Sono passati più di 50 anni dall’ultima missione del programma Apollo, quello che ha condotto per la prima volta l’umanità sulla Luna. Nel 2024 il sogno potrà di nuovo avverarsi grazie al lancio del razzo Artemis II che volerà intorno al nostro satellite con a bordo quattro astronauti. La Nasa ha annunciato i loro nomi, selezionati da una rosa di 41 candidati. Per la prima volta salirà una donna, Christina Hammock Koch, statunitense e detentrice del record di permanenza femminile nello spazio (328 giorni). Gli altri compagni di viaggio sono due americani, Victor Glover e Reid Wiseman, e un canadese, Jeremy Hansen. Come spiega al Sir Umberto Guidoni, astronauta, protagonista di due missioni della Nasa a bordo dello Space shuttle, la missione è importante perché stavolta torniamo sulla Luna per stabilire delle basi scientifiche e “fare della Luna stessa la base di partenza per andare oltre, verso Marte”.
Dottore, perché torniamo di nuovo in orbita intorno alla Luna?
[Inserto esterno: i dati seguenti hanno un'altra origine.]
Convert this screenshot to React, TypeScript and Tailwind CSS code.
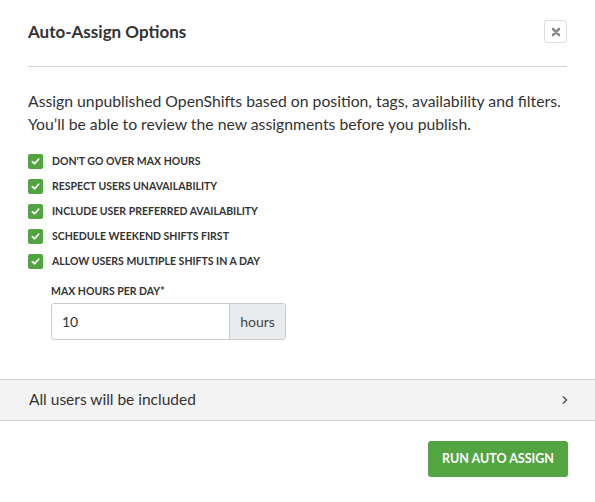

La missione Artemis II è la ripetizione dell’Apollo 8 che, alla vigilia di Natale del 1968, portò i primi tre esseri umani vicini alla Luna. Adesso ripercorriamo la stessa strada. I quattro astronauti nominati dalla Nasa faranno la stessa cosa con un veicolo più performante e tecnologie del XXI secolo. In vista c’è una missione più complessa, questo sarà infatti il test finale del veicolo che trasporterà negli anni a venire tutti gli astronauti che si avventureranno oltre l’orbita terrestre. Le missioni lunari saranno il primo passo di una esplorazione che ci porterà fra una ventina d’anni su Marte. È importante questa missione perché prevede un equipaggio anche se non metterà piede sulla Luna. È però il passaggio obbligatorio prima di Artemis III. Ci torniamo per rimanerci. Dopo la breve parentesi dell’Apollo che è durata tre anni, stavolta torniamo sulla Luna per stabilire delle basi scientifiche, usare i materiali e le risorse a cominciate dal ghiaccio. Stavolta non atterreremo all’Equatore ma al polo Sud lunare perché lì c’è più alta probabilità di trovare ghiaccio che significa acqua, ossigeno e idrogeno per i veicoli che si muoveranno intorno alla Luna e oltre. Questa è la volta buona per stabilire delle basi e per fare della Luna stessa la base di partenza per andare oltre, verso Marte.
La Luna in futuro potrebbe diventare quindi una tappa intermedia, una sorta di “stazione di servizio”?
Sì. Nel progetto è prevista la creazione di una base di appoggio intorno alla Luna così esiste già come la stazione spaziale intorno alla Terra. Dalla stazione potrebbero partire i viaggi verso Marte. Ci vorrà però tutto un decennio per costruire alcune infrastrutture, fra cui la base in orbita e degli insediamenti in superficie.
C’è da dire che il lancio di Artemis I non è stato fortunato, ha subito vari intoppi.
Il rischio c’è sempre quando si comincia una nuova fase, anche se il programma Artemis eredita una parte delle tecnologie dallo Shuttle. Ricordo che i motori del razzo sono praticamente quelli dello Shuttle e anche i booster che danno la spinta sono basati su tecnologie anni 70. Nonostante questo, ci sono tante cose da mettere a punto, perciò si fa un passo alla volta. Anche perché il modulo per atterrare non è ancora pronto.
Non è strano che 50 anni dopo il programma lunare Apollo le tecnologie non siano ancora pronte?
Sono tecnologie diverse. Una delle caratteristiche dei nuovi velivoli è che saranno riutilizzabili. I costi saranno più bassi quindi rispetto al passato. Oggi l’esigenza non è più arrivare primi, ma rendere i viaggi lunari sostenibili sia economicamente sia sul piano ambientale.
Conosce i quattro astronauti selezionati per Artemis II?
Non personalmente ma fra il gruppo di astronauti messi in rosa c’è una astronauta che era nel mio corso, Stephanie Wilson.
Ci sarà anche un po’ di Italia nella missione?
L’Italia fa parte del progetto Artemis così come l’Esa (Agenzia spaziale europea, ndr). Spesso viene dimenticato che il modulo di servizio della capsula Orione è costruito in Europa.